Three days a week, Eagles’ club side is taken over by outside groups. Monday nights are dedicated to storytelling; Tuesdays are for My Secret Place, a folksy-rock open microphone night with an older crowd and an opening set of featured guests; and starting this month, Wednesdays are set aside for the newly christened Caffinated Comedy.

Thursdays through Sundays are for Joe Prignano’s brand of outside-the-mainstream music.

Prignano, a 28-year-old NoHo resident, started at Eagles when the cafe opened and became the new club’s main booker this month. His goal is to present garage-style, independent-label--or “indie-rock,”--music on Thursdays and Fridays, leave Saturdays as a grab bag of different rock styles and use Sunday nights for a jazz showcase.

“Musically, Eagles offers a place reminiscent of the kind of late-’70s punk scene, where clubs were more open to all types of music,” Prignano said. “Everyone comes here, the whole spectrum. There’s no real clique group.”

Cover charges are rarely more than $4, and the no-alcohol coffee pub is open to all ages.

But it’s the eclectic music that ensures a diverse crowd--which, between sets, often spills out onto the sidewalks or next door to the cafe. When Eagles featured a band called Full Frontal Nudity, composed of five students from North Hollywood High School, the small club was packed with the under-18 set. Louder bands draw the nose-ring crowd, and the tamer alternative rock groups bring in the average Valley twentysomethings. Many nights, the club’s crowd is a mixture of all of the above, with as many Eagles-goers sporting polo collars and button-down shirts as wearing goatees and Doc Martens combat boots.
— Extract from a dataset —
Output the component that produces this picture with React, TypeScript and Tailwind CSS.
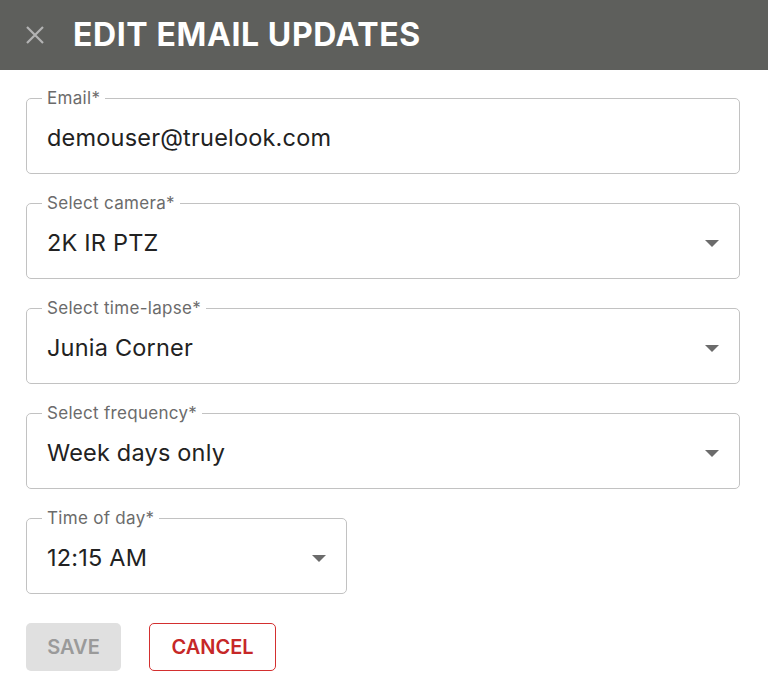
import React from "react";

function Arrow() {
  return (
    <svg width="14" height="7" viewBox="0 0 14 7" className="shrink-0">
      <polygon points="0,0 14,0 7,7" fill="#6b6b6b" />
    </svg>
  );
}

function Field({ label, value, select, width }: { label: string; value: string; select?: boolean; width?: string }) {
  return (
    <fieldset className={`m-0 min-w-0 border border-[#c2c2c2] rounded-[5px] h-[84px] px-[20px] ${width ?? "w-full"}`}>
      <legend className="ml-[-5px] px-[5px] text-[17px] leading-[16px] text-[#6b6b6b] tracking-[0.3px]">{label}</legend>
      <div className="h-[64px] flex items-center justify-between">
        <span className="text-[23.5px] text-[#222] tracking-[0.2px]">{value}</span>
        {select && <Arrow />}
      </div>
    </fieldset>
  );
}

export default function App() {
  return (
    <div className="w-[768px] h-[678px] bg-white font-['Inter',sans-serif] overflow-hidden">
      <header className="h-[70px] bg-[#5e5f5c] flex items-center pl-[25px]">
        <svg width="20" height="20" viewBox="0 0 20 20" className="shrink-0">
          <path d="M2 2 L18 18 M18 2 L2 18" stroke="#b3b3b3" strokeWidth="2.2" strokeLinecap="butt" />
        </svg>
        <h1 className="ml-[28px] text-[32px] font-bold text-white tracking-[0.6px]">EDIT EMAIL UPDATES</h1>
      </header>
      <div className="pl-[26px] pr-[28px] pt-[20px] flex flex-col gap-[21px]">
        <Field label="Email*" value="demouser@truelook.com" />
        <Field label="Select camera*" value="2K IR PTZ" select />
        <Field label="Select time-lapse*" value="Junia Corner" select />
        <Field label="Select frequency*" value="Week days only" select />
        <Field label="Time of day*" value="12:15 AM" select width="w-[321px]" />
        <div className="mt-[8px] flex gap-[28px]">
          <button className="w-[95px] h-[48px] rounded-[5px] bg-[#e0e0e0] text-[#9a9a9a] text-[20px] font-semibold">SAVE</button>
          <button className="w-[127px] h-[48px] rounded-[5px] border border-[#d32f2f] text-[#c62828] text-[20px] font-semibold">CANCEL</button>
        </div>
      </div>
    </div>
  );
}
On the night Digajiga headlined, 20-year-old Sandra Block of Tarzana tried Eagles for the first time. As many of the concert-goers popped into the cafe for a quick cup of coffee to go and then headed next door to the music venue/magazine stand, Block made her way toward the stage.

Groups of twos and threes walked with her past the long racks of magazines that separate the music space from the newsstand, eyeing titles that range from Off Our Backs, a feminist magazine, to Hustler and National Review.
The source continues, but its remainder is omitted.